The Brief Wondrous Life of Oscar Wao, Junot Diaz, Faber Rs 595
Sucks to be left out of adolescence, sort of like getting locked in the closet on Venus when the sun appears for the first time in a hundred years.” This is the miserable fate of Oscar, the protagonist of this savagely funny, Pulitzer Prize-winning debut novel from Junot Diaz. Pathetic, hapless, young Oscar grows up in New Jersey, suffering from deep, self-esteem issues. He “wore his nerdiness like a Jedi wore his light saber” — the eternal social introvert, closed out from the high drama of young love. And the biggest tragedy of all is that he has been born a Dominican boy in a Dominican family where issues of masculinity are all important. “Everybody noticed his lack of game and because they were Dominican everybody talked about it.”
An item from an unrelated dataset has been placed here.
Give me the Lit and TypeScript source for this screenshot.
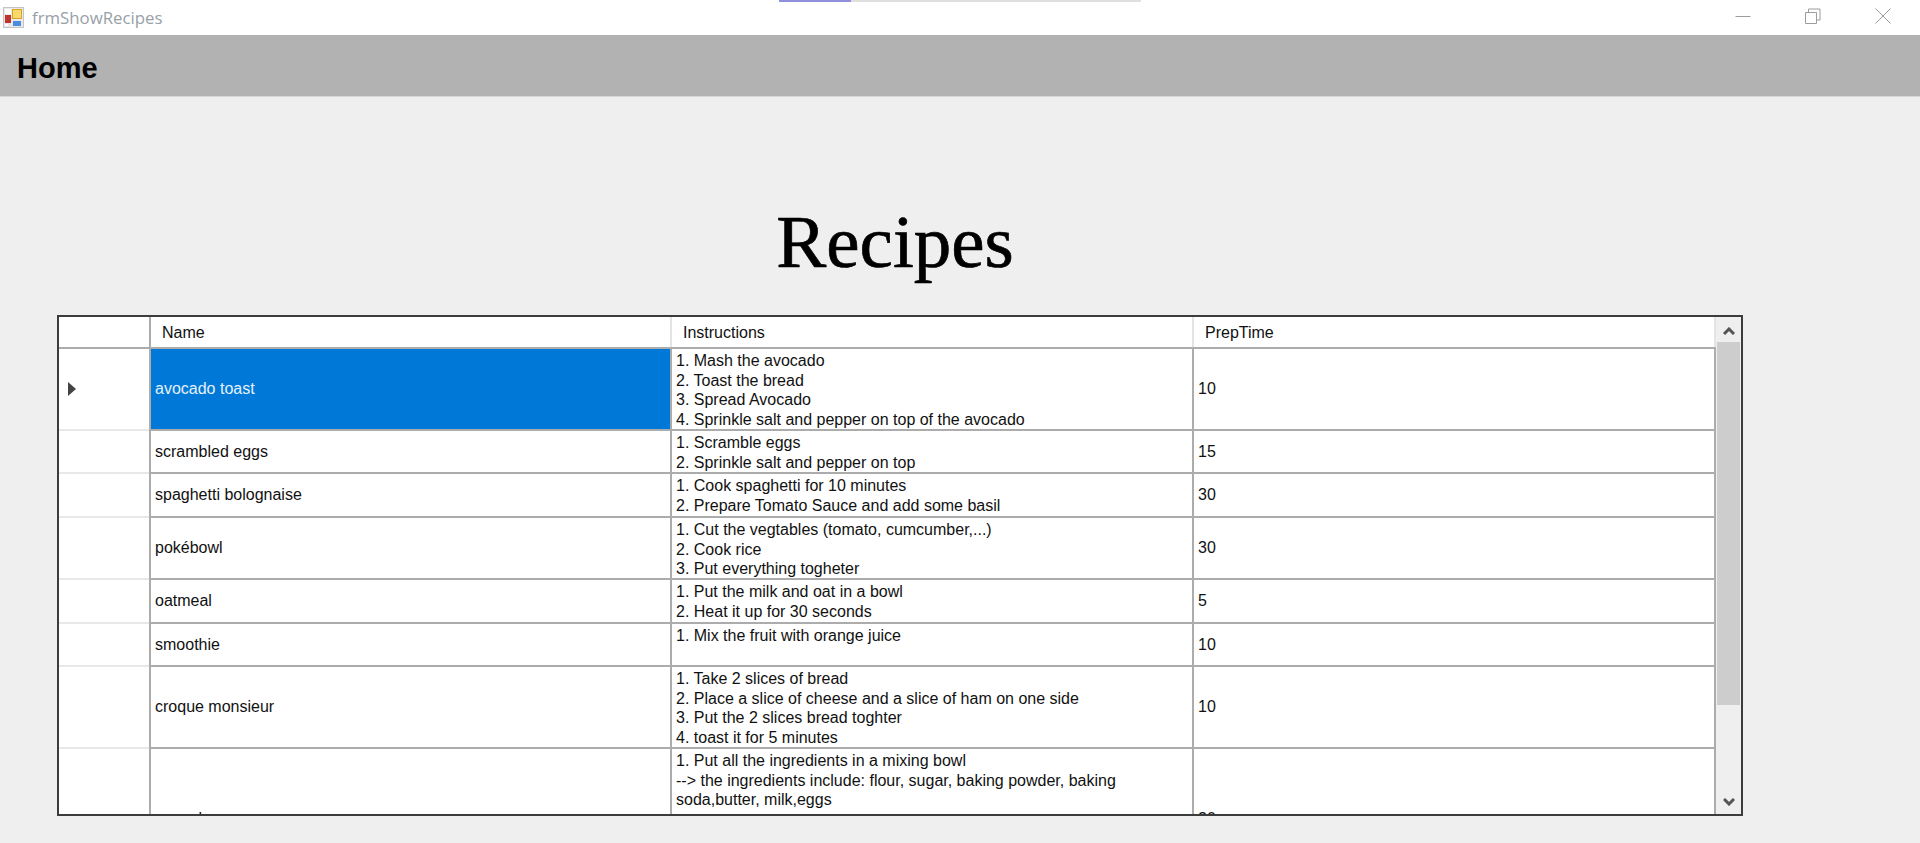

Oscar’s story is interwoven with the tragic story of the Dominican Republic itself and the great “fuku” or curse that lay upon the land — in the form of the dictatorship of Trujillo that lasted decades, broke thousands of lives and repressed almost every kind of freedom. We are told about the dictator: “At first glance, he was just your prototypical Latin American caudillo, but his power was terminal in ways that few historians or writers have ever truly captured or, I would argue, imagined. He was our Sauron, our Arawn, our Darkseid, our Once and Future Dictator, a personaje so outlandish, so perverse, so dreadful that not even a sci-fi writer could have made his ass up.”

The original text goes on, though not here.